Collection entries
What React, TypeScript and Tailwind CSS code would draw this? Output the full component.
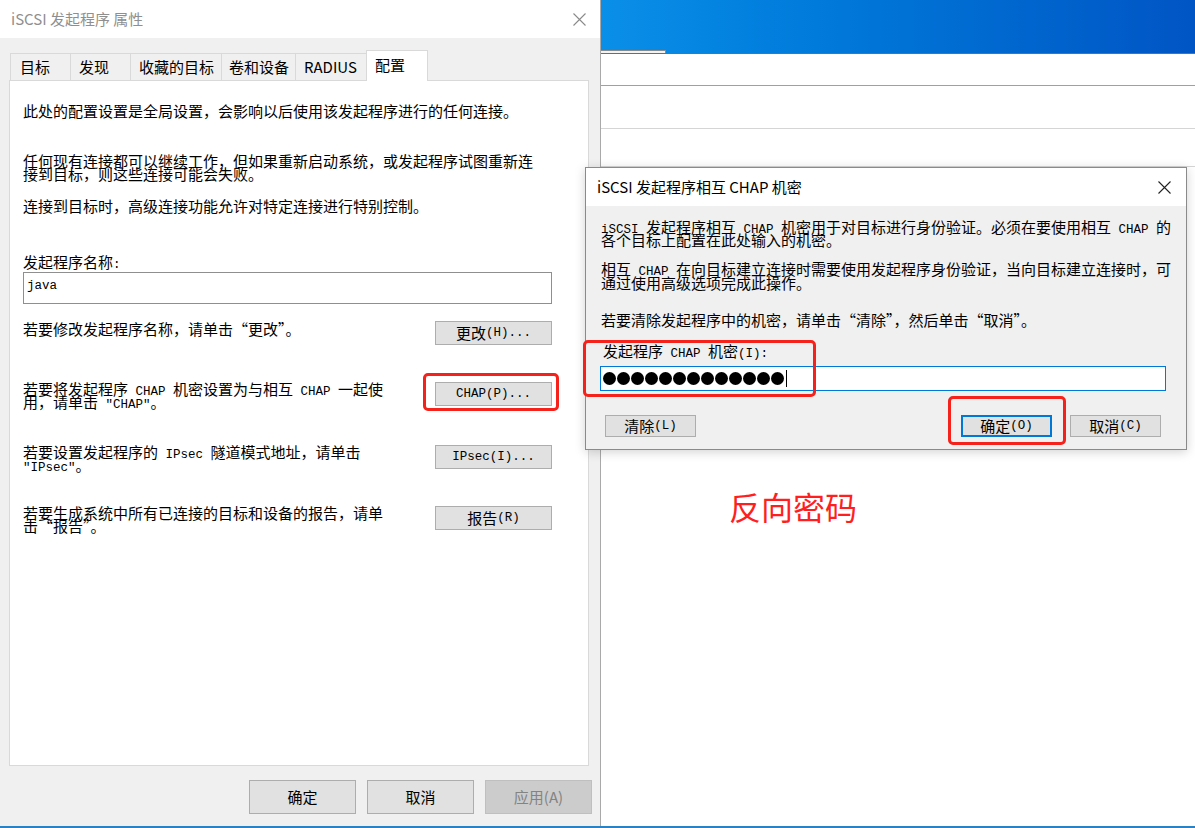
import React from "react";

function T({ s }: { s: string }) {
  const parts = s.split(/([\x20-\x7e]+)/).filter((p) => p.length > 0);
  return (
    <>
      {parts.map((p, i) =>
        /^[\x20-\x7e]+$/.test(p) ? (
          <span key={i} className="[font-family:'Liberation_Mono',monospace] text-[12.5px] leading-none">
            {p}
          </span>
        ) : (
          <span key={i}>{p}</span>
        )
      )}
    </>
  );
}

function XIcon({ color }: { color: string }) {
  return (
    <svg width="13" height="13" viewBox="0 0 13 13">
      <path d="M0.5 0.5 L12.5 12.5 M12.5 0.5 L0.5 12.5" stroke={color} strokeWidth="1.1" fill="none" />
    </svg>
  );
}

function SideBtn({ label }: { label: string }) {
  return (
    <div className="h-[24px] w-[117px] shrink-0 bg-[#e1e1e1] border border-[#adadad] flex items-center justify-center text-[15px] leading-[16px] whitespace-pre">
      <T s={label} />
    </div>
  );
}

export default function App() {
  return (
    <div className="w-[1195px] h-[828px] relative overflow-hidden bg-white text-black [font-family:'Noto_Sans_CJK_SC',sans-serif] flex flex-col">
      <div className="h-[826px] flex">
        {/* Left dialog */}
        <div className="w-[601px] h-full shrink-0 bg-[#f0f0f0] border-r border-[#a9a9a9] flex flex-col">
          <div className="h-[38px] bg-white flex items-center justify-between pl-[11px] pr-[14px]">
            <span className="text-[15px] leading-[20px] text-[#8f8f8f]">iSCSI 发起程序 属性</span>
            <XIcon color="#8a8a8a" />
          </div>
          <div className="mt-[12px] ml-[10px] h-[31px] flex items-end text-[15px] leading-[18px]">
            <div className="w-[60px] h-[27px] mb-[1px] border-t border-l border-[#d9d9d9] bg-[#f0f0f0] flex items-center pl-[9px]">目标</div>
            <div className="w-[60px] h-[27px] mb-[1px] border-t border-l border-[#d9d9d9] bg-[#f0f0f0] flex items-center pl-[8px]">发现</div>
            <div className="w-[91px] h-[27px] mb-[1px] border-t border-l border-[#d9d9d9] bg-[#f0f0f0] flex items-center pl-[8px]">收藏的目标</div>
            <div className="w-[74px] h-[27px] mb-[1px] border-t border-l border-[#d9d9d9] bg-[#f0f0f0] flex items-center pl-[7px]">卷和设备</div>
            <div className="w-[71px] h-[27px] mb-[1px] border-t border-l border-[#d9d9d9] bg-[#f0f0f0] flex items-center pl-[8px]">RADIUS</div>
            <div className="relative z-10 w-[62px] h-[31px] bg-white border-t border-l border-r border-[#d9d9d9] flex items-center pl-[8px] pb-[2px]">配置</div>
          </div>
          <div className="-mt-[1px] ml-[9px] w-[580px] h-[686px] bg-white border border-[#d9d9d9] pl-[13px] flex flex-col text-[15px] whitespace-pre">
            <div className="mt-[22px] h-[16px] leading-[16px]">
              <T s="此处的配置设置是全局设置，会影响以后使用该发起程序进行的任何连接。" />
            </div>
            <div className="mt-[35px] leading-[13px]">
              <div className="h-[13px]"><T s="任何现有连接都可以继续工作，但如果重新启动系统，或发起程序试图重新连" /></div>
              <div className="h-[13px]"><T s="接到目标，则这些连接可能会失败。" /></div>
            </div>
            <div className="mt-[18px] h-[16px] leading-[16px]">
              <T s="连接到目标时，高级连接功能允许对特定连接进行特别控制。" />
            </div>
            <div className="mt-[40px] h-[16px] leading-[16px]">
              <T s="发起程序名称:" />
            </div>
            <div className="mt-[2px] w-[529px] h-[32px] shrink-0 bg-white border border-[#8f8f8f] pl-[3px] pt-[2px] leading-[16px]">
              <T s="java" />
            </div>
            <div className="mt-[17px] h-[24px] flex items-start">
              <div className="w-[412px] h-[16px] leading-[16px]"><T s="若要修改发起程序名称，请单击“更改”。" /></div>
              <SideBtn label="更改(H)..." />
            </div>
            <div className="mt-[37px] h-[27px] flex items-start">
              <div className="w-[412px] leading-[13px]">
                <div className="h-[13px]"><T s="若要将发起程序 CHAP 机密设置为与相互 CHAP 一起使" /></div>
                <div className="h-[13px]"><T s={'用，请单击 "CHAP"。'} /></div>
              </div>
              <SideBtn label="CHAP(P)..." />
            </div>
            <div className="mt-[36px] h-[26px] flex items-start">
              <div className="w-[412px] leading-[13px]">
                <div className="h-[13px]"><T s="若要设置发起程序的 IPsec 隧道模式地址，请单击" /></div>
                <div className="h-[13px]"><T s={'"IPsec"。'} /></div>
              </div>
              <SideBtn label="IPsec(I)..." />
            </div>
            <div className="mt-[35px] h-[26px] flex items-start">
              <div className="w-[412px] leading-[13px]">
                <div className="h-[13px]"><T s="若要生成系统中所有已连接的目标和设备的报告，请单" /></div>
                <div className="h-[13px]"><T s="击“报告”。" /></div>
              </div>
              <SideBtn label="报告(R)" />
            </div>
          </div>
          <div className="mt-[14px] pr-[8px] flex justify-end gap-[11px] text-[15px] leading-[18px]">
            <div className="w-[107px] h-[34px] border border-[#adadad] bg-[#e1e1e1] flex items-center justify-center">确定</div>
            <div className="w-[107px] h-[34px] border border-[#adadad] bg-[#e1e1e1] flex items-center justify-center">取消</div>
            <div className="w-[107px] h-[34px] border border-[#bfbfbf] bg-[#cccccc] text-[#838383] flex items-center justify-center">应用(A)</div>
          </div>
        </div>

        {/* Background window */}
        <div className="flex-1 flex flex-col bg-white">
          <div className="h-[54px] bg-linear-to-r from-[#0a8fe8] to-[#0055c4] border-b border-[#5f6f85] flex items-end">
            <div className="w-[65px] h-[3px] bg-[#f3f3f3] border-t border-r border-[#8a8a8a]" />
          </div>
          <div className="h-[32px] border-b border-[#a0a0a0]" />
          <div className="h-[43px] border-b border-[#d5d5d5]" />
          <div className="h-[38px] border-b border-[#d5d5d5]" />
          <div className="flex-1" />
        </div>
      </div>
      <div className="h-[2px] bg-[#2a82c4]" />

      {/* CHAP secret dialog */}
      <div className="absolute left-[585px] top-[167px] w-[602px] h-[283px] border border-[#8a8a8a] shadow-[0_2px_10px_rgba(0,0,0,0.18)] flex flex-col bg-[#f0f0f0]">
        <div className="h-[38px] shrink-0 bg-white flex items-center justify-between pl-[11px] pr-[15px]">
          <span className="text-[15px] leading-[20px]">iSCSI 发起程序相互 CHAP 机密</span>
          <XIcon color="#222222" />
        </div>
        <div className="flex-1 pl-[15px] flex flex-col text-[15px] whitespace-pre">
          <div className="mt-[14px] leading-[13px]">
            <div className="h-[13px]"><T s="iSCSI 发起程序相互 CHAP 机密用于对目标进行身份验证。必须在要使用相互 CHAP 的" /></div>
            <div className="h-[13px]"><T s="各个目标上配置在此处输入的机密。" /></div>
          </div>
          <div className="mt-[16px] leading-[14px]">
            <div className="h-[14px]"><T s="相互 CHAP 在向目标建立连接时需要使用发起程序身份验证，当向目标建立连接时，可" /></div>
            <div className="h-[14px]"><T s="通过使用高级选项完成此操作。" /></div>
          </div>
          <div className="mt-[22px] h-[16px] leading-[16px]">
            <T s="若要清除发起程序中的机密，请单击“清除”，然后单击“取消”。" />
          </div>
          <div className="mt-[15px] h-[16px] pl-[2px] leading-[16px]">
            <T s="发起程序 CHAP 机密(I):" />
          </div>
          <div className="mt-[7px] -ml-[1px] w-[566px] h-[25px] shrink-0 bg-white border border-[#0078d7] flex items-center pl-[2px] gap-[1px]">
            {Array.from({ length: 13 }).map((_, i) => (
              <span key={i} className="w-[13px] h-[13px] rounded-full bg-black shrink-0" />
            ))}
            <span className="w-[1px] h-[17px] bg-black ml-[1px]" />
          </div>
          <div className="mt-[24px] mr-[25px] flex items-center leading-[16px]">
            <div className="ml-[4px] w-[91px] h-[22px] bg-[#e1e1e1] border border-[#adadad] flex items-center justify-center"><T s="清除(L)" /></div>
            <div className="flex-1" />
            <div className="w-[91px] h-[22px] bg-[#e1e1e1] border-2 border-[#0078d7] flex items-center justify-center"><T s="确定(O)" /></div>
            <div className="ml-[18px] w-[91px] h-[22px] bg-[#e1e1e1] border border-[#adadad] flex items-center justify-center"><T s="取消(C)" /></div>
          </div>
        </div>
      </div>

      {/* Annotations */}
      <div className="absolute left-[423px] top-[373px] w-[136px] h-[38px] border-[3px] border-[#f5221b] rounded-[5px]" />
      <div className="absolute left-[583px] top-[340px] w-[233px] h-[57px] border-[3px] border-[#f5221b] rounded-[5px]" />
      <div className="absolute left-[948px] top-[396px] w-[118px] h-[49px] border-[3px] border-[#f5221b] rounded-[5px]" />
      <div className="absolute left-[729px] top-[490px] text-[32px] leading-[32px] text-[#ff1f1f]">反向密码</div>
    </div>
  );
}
...
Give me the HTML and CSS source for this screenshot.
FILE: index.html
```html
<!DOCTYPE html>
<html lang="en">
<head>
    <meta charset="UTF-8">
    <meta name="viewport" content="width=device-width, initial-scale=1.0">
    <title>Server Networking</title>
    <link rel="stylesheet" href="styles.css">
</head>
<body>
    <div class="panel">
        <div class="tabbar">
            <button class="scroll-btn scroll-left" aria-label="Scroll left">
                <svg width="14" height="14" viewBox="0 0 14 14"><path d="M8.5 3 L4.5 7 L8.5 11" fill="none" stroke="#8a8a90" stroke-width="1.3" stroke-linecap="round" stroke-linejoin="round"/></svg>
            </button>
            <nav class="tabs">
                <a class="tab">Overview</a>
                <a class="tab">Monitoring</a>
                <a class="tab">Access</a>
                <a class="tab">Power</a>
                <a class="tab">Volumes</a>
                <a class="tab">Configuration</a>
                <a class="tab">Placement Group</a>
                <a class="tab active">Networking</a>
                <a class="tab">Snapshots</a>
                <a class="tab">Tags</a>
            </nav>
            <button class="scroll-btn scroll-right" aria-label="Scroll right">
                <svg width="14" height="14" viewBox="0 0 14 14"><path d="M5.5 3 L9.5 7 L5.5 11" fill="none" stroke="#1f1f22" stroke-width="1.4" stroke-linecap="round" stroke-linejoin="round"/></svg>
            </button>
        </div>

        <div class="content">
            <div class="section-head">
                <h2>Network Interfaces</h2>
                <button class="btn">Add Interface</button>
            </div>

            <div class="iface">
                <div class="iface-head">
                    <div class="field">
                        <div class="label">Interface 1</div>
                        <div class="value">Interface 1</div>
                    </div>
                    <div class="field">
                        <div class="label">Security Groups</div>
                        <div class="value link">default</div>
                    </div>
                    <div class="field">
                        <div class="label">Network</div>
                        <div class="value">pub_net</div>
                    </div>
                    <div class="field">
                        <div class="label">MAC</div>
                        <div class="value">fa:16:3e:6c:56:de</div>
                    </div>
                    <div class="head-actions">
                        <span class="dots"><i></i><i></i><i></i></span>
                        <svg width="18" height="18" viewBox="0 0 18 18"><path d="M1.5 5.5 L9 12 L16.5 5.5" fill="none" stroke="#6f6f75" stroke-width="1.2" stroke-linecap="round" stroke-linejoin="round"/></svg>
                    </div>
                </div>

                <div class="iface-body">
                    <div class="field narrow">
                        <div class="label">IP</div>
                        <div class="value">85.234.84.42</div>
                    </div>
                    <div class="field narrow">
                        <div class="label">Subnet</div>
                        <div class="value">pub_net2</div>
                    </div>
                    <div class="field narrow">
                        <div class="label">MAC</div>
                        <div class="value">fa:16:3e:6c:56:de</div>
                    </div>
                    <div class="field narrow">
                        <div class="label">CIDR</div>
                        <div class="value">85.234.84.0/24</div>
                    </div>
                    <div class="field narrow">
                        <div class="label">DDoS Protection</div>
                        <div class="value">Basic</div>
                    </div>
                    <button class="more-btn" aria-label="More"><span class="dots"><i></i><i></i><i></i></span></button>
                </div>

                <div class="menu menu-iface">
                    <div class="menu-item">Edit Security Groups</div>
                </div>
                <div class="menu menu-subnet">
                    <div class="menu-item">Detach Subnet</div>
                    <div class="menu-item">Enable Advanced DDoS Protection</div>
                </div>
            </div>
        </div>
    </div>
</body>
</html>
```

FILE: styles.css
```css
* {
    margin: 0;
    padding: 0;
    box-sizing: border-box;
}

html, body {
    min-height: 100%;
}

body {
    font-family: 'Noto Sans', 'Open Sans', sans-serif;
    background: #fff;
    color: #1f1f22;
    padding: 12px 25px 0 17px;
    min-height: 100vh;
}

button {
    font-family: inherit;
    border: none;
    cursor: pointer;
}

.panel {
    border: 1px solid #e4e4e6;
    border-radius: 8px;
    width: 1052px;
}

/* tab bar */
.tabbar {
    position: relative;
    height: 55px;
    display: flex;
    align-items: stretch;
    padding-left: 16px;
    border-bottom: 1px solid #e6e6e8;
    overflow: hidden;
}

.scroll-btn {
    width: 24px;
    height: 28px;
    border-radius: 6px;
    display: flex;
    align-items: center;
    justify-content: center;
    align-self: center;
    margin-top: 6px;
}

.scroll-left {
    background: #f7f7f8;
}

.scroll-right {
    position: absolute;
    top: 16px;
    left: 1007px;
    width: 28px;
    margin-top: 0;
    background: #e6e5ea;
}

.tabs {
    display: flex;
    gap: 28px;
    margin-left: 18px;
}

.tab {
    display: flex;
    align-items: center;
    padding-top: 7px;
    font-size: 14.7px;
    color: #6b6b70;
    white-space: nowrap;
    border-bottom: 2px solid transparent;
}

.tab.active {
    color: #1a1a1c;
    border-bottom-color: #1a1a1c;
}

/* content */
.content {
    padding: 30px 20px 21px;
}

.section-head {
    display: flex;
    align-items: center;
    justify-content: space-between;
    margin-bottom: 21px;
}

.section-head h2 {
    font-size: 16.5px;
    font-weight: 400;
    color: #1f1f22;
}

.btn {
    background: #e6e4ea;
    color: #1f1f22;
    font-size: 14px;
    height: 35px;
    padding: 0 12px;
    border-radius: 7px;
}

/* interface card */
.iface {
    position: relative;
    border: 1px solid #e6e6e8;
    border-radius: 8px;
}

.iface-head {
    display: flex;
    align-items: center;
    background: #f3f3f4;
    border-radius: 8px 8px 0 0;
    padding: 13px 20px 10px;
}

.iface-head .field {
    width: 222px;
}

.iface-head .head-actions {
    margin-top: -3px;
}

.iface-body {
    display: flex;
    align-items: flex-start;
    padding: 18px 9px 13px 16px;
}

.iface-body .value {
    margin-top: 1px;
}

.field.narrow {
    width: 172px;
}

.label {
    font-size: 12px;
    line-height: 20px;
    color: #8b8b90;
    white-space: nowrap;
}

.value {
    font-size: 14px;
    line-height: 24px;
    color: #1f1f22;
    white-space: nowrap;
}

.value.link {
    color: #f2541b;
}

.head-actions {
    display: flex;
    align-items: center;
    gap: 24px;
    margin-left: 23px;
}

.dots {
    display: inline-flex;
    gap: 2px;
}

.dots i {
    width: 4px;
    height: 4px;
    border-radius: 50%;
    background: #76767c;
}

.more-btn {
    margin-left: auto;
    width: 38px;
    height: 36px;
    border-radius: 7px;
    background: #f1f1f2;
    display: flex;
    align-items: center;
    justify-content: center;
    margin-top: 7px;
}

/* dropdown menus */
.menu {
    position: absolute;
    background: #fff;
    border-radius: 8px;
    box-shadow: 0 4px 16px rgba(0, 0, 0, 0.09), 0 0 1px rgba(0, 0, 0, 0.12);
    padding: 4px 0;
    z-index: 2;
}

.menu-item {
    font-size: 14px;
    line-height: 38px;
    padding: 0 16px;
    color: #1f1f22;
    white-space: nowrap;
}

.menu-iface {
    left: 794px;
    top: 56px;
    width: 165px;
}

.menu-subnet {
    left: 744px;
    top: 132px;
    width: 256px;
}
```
---
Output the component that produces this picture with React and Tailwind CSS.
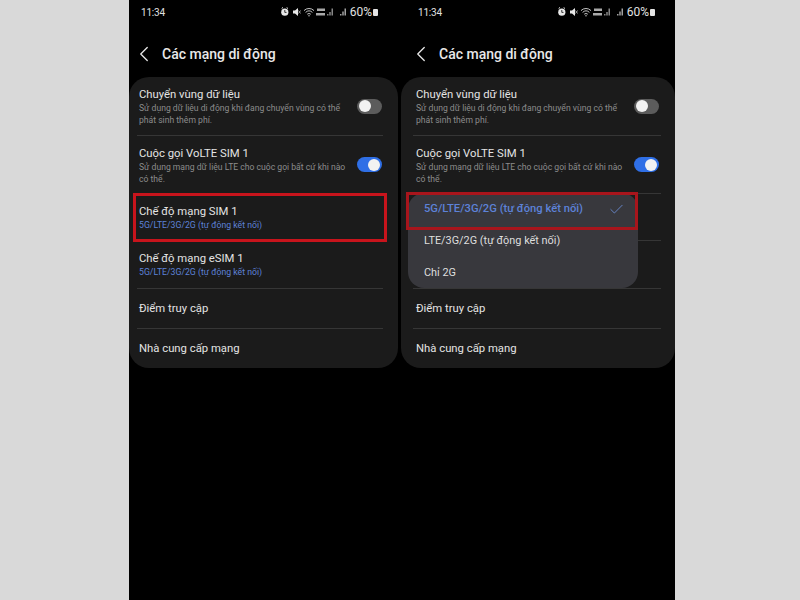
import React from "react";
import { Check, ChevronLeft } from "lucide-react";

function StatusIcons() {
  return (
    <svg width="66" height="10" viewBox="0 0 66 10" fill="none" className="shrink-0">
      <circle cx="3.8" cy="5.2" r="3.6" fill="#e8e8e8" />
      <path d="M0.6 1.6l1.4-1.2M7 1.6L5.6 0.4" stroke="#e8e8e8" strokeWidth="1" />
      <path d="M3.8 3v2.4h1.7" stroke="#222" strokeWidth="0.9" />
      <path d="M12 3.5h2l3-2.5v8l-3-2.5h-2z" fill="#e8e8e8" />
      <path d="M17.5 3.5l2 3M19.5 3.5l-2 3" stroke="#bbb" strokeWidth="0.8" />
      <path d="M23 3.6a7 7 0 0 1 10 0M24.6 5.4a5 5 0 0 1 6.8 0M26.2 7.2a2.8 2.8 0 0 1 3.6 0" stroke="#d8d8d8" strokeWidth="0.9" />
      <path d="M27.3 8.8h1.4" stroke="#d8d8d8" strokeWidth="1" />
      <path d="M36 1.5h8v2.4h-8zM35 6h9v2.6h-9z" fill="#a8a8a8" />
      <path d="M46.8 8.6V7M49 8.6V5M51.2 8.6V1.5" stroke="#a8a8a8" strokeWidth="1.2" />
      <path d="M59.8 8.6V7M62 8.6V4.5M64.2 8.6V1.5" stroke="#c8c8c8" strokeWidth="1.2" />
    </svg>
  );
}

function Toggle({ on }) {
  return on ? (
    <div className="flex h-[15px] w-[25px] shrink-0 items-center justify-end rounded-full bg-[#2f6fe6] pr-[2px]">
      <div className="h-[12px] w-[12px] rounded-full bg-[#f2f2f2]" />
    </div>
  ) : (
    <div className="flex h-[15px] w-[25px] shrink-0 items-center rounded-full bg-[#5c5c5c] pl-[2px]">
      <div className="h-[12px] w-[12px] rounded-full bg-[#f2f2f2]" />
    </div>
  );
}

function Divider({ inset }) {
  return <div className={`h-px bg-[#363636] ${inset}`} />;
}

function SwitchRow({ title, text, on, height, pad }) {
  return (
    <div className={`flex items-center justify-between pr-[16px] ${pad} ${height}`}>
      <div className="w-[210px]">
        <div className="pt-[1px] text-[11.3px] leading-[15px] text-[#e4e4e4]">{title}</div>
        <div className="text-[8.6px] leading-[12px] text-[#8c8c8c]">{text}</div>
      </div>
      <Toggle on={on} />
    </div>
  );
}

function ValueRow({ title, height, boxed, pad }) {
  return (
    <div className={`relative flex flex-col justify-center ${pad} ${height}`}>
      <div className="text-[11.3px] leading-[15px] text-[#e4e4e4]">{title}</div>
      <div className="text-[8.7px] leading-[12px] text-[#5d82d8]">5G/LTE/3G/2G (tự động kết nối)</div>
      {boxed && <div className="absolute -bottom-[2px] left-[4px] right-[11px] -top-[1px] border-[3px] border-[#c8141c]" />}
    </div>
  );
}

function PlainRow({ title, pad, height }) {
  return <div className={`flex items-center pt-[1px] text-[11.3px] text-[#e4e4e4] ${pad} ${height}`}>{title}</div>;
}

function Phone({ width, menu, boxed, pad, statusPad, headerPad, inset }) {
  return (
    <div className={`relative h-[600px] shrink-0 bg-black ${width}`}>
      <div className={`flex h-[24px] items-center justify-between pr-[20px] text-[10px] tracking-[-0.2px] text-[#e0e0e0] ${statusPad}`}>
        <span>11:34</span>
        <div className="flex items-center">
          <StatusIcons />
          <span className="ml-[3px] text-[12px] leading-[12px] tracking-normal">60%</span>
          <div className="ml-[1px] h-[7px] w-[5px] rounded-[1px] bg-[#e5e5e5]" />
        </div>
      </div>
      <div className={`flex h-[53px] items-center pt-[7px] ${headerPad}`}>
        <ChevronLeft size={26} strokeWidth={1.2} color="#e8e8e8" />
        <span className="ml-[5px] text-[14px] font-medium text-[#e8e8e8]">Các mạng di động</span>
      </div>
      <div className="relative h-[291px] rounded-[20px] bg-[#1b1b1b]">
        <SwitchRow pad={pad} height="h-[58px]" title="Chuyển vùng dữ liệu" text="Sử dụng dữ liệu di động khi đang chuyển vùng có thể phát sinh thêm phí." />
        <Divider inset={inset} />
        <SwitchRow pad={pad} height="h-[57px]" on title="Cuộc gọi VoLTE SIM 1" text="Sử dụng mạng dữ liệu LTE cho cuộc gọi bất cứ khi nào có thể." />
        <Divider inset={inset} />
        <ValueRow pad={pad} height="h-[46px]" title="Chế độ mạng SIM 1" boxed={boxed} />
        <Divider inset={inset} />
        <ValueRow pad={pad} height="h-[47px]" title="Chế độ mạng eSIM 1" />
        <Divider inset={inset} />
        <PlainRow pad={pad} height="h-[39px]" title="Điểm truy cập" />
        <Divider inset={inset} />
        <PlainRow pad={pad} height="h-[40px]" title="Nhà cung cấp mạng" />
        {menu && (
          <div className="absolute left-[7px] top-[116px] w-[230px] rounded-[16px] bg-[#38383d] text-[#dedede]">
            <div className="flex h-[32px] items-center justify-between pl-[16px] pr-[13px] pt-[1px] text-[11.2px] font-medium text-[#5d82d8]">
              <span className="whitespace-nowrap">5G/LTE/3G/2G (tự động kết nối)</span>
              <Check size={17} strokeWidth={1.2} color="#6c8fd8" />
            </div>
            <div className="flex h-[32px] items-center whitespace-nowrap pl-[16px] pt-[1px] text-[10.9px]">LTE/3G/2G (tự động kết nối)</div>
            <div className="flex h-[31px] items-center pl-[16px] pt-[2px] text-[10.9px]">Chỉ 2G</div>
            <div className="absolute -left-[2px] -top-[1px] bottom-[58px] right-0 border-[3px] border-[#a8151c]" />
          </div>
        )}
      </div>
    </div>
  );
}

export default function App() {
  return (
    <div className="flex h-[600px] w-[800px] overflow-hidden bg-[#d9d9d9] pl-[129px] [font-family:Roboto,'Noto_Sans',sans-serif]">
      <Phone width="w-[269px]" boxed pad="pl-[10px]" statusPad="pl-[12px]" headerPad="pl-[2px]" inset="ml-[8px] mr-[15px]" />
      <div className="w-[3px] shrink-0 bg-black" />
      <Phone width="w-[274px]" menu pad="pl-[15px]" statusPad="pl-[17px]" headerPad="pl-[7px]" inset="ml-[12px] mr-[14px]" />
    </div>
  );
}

* EXERCISE *
Using the records given above, list every line that includes the word "Output".

* RIGHT ANSWER *
What React, TypeScript and Tailwind CSS code would draw this? Output the full component.
Output the component that produces this picture with React and Tailwind CSS.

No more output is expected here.